Ifrane has a busy, bustling big band sound, brassy and crowded, suggesting Bacharach in jazz mode or perhaps seventies Stan Kenton. The bold chopping, staccato trumpet that emerges from the pack is Freddie Hubbard with Bill Cobham’s buoyant, exultant drumming underpinning it. The recording is rock solid and the music bubbling with excitement. Ganawa (Blue Moses) is a complete change of pace, small and intimate, led by Weston’s electric piano with tasty percussion, courtesy of Phil Kraus, Airto Moreira and Azzedin Weston, rocking into an African groove — this time suggestive of Henry Mancini at his most tasteful and adroit (think of the film score for Hatari). Weston’s own smooth, rolling electric keyboards shape the piece with Hubert Laws’s flute weaving through the soft rapid fluttering of percussion and providing highlights.

Night In Medina gives us lonely, delicate keyboards, and tentative, spooky, woodwinds like the moan of a mother creature looking for a lost cub in some dark forest. The playing is dense, breathy, intimate and haunting with rattling percussion, cries (Madame Meddah is the vocalist) and the lovely, dirty insinuating tenor sax of Grover Washington. The final track Marrakesh Blues begins with Madame Meddah’s vocals evoking North Africa before Laws’s beautifully shaped flute and Ron Carter’s weighty, graceful bass set the stage for Randy Weston, his electric piano poetic and wistful. Then Cobham’s taut drums change the pace to a modernist strut and Weston responds, playing imperative, circular phrases.
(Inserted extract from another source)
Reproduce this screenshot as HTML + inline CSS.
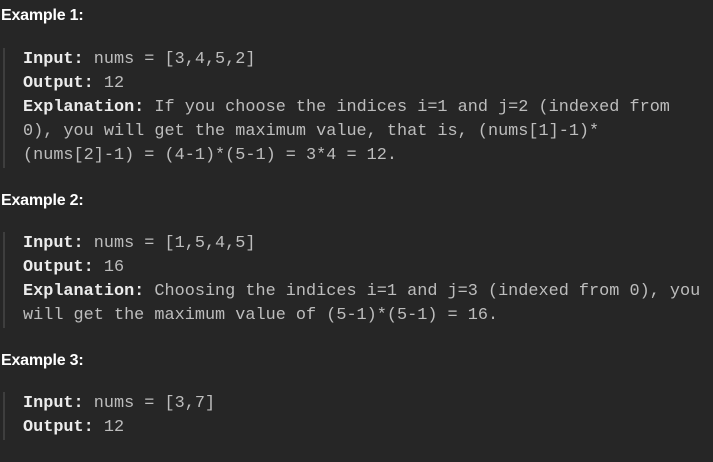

Washington’s sax is as delicately floating and insistent as a mosquito — before it moves in for the attack. The African/American duality which is the mission statement of the album is probably most elegantly embodied in this track. Carter is particularly featured here, with David Horowitz’s Moog and some stunning work from the crack horn section. Like the other pieces on the record, this is an original written by Randy Weston. Throughout the album, Don Sebesky’s arrangements do an exemplary job of reinforcing but never overwhelming Weston’s writing or the playing of the core group. And the African mood and sound never comes across as ersatz, despite it being presented in a cutting edge, electronic 1970s format.
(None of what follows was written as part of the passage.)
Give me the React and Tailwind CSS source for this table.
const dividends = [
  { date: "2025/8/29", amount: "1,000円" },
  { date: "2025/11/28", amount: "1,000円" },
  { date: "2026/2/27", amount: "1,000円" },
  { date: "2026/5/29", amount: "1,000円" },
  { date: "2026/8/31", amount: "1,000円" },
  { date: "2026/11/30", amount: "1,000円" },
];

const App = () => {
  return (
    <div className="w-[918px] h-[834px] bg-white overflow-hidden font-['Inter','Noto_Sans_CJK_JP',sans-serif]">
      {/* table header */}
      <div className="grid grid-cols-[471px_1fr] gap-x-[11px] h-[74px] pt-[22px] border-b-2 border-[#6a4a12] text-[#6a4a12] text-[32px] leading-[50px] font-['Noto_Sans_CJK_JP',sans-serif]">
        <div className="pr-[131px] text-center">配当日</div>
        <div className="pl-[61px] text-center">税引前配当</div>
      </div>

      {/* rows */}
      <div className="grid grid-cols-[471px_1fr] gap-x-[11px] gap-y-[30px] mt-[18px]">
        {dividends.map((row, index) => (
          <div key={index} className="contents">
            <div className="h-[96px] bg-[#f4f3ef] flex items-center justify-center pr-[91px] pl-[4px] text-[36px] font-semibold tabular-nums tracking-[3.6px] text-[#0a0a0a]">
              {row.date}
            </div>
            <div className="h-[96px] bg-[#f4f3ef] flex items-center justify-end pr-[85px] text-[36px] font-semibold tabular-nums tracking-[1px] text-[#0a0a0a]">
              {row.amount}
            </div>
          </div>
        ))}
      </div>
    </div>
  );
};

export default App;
Although it subsequently drifted into obscurity, Blue Moses was something of a best seller when it was first released and it’s easy to see why. Now it’s wonderful to have it available again on vinyl, and sounding so good. This 180 gram reissue, pressed at Pallas in Lower Saxony (Europe’s leading record plant) also preserves the beautiful Pete Turner cover photo featuring the stare of a mystic, focused on infinity — a psychedelic, solarised image drawn from Turner’s visit to the Far East. “This is a holy man, in Benares, India, near the Ganges,” recalls the photographer, where he was “on assignment covering Allen Ginsberg.” A perfect accompaniment to this modern jazz vision of distant horizons, with American art paying homage to foreign devotions.